_Information provided_.
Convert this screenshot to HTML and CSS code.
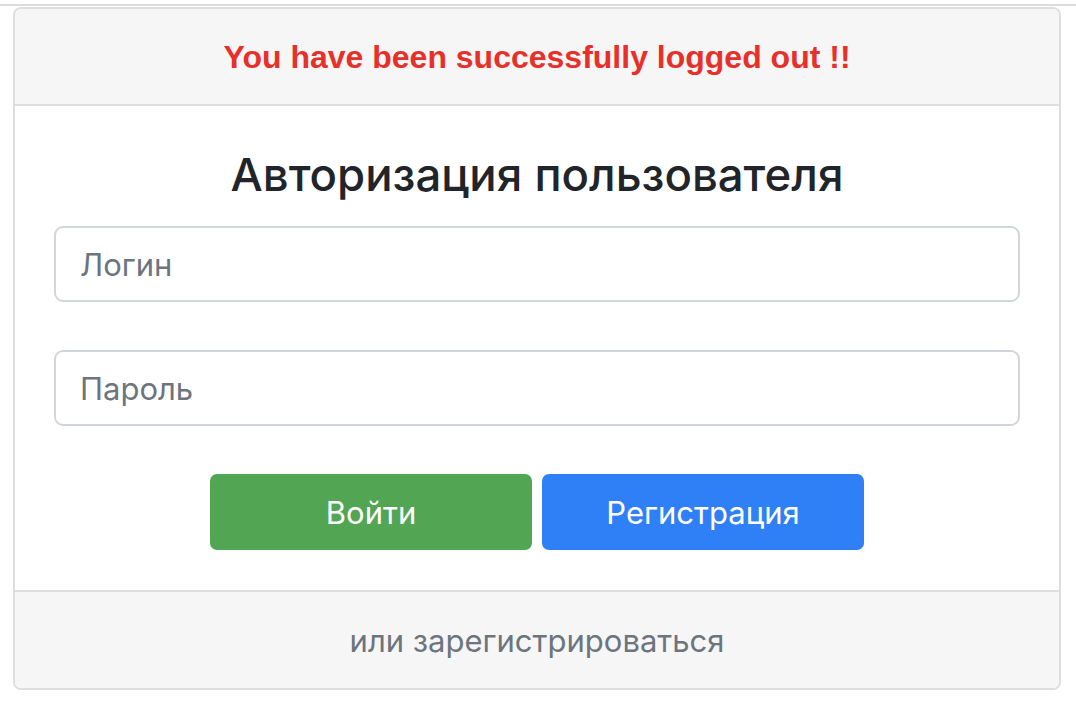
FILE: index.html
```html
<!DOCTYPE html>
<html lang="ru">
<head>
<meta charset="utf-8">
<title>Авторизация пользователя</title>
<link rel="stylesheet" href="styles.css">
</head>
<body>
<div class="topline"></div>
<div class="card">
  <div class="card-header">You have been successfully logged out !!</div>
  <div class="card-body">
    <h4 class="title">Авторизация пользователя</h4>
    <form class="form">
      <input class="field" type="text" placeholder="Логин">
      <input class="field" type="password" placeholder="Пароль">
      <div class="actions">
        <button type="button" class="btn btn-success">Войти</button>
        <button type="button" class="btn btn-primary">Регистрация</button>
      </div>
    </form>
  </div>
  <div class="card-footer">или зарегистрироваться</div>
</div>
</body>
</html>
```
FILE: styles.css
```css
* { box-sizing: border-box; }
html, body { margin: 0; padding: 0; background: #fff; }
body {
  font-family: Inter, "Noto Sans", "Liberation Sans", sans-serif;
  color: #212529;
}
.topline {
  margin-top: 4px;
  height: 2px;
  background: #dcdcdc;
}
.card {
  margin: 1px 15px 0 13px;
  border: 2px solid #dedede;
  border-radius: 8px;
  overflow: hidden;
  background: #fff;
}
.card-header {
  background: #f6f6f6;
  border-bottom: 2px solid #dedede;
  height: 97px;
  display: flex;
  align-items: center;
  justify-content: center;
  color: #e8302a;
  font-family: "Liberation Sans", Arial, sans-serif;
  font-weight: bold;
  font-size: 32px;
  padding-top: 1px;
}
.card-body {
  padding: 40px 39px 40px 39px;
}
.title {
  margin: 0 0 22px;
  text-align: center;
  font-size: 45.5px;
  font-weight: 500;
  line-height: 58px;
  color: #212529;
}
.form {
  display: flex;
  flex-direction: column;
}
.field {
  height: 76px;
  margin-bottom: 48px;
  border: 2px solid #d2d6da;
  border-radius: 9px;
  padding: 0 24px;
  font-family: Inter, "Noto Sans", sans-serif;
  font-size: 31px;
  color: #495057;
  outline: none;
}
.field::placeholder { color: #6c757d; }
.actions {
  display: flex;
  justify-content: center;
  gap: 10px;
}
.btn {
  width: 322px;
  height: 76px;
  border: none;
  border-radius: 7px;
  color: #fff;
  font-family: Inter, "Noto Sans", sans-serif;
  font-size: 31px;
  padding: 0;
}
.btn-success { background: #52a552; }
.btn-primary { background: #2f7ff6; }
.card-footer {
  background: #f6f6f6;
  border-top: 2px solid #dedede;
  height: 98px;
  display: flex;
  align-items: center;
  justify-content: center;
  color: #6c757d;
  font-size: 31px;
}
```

_What the exercise asks_.
Each line of the data should be quoted exactly, with pictures left out.

_Output for this task_.
Convert this screenshot to HTML and CSS code.
FILE: index.html
```html
<!DOCTYPE html>
<html lang="ru">
<head>
<meta charset="utf-8">
<title>Авторизация пользователя</title>
<link rel="stylesheet" href="styles.css">
</head>
<body>
<div class="topline"></div>
<div class="card">
  <div class="card-header">You have been successfully logged out !!</div>
  <div class="card-body">
    <h4 class="title">Авторизация пользователя</h4>
    <form class="form">
      <input class="field" type="text" placeholder="Логин">
      <input class="field" type="password" placeholder="Пароль">
      <div class="actions">
        <button type="button" class="btn btn-success">Войти</button>
        <button type="button" class="btn btn-primary">Регистрация</button>
      </div>
    </form>
  </div>
  <div class="card-footer">или зарегистрироваться</div>
</div>
</body>
</html>
```
FILE: styles.css
```css
* { box-sizing: border-box; }
html, body { margin: 0; padding: 0; background: #fff; }
body {
  font-family: Inter, "Noto Sans", "Liberation Sans", sans-serif;
  color: #212529;
}
.topline {
  margin-top: 4px;
  height: 2px;
  background: #dcdcdc;
}
.card {
  margin: 1px 15px 0 13px;
  border: 2px solid #dedede;
  border-radius: 8px;
  overflow: hidden;
  background: #fff;
}
.card-header {
  background: #f6f6f6;
  border-bottom: 2px solid #dedede;
  height: 97px;
  display: flex;
  align-items: center;
  justify-content: center;
  color: #e8302a;
  font-family: "Liberation Sans", Arial, sans-serif;
  font-weight: bold;
  font-size: 32px;
  padding-top: 1px;
}
.card-body {
  padding: 40px 39px 40px 39px;
}
.title {
  margin: 0 0 22px;
  text-align: center;
  font-size: 45.5px;
  font-weight: 500;
  line-height: 58px;
  color: #212529;
}
.form {
  display: flex;
  flex-direction: column;
}
.field {
  height: 76px;
  margin-bottom: 48px;
  border: 2px solid #d2d6da;
  border-radius: 9px;
  padding: 0 24px;
  font-family: Inter, "Noto Sans", sans-serif;
  font-size: 31px;
  color: #495057;
  outline: none;
}
.field::placeholder { color: #6c757d; }
.actions {
  display: flex;
  justify-content: center;
  gap: 10px;
}
.btn {
  width: 322px;
  height: 76px;
  border: none;
  border-radius: 7px;
  color: #fff;
  font-family: Inter, "Noto Sans", sans-serif;
  font-size: 31px;
  padding: 0;
}
.btn-success { background: #52a552; }
.btn-primary { background: #2f7ff6; }
.card-footer {
  background: #f6f6f6;
  border-top: 2px solid #dedede;
  height: 98px;
  display: flex;
  align-items: center;
  justify-content: center;
  color: #6c757d;
  font-size: 31px;
}
```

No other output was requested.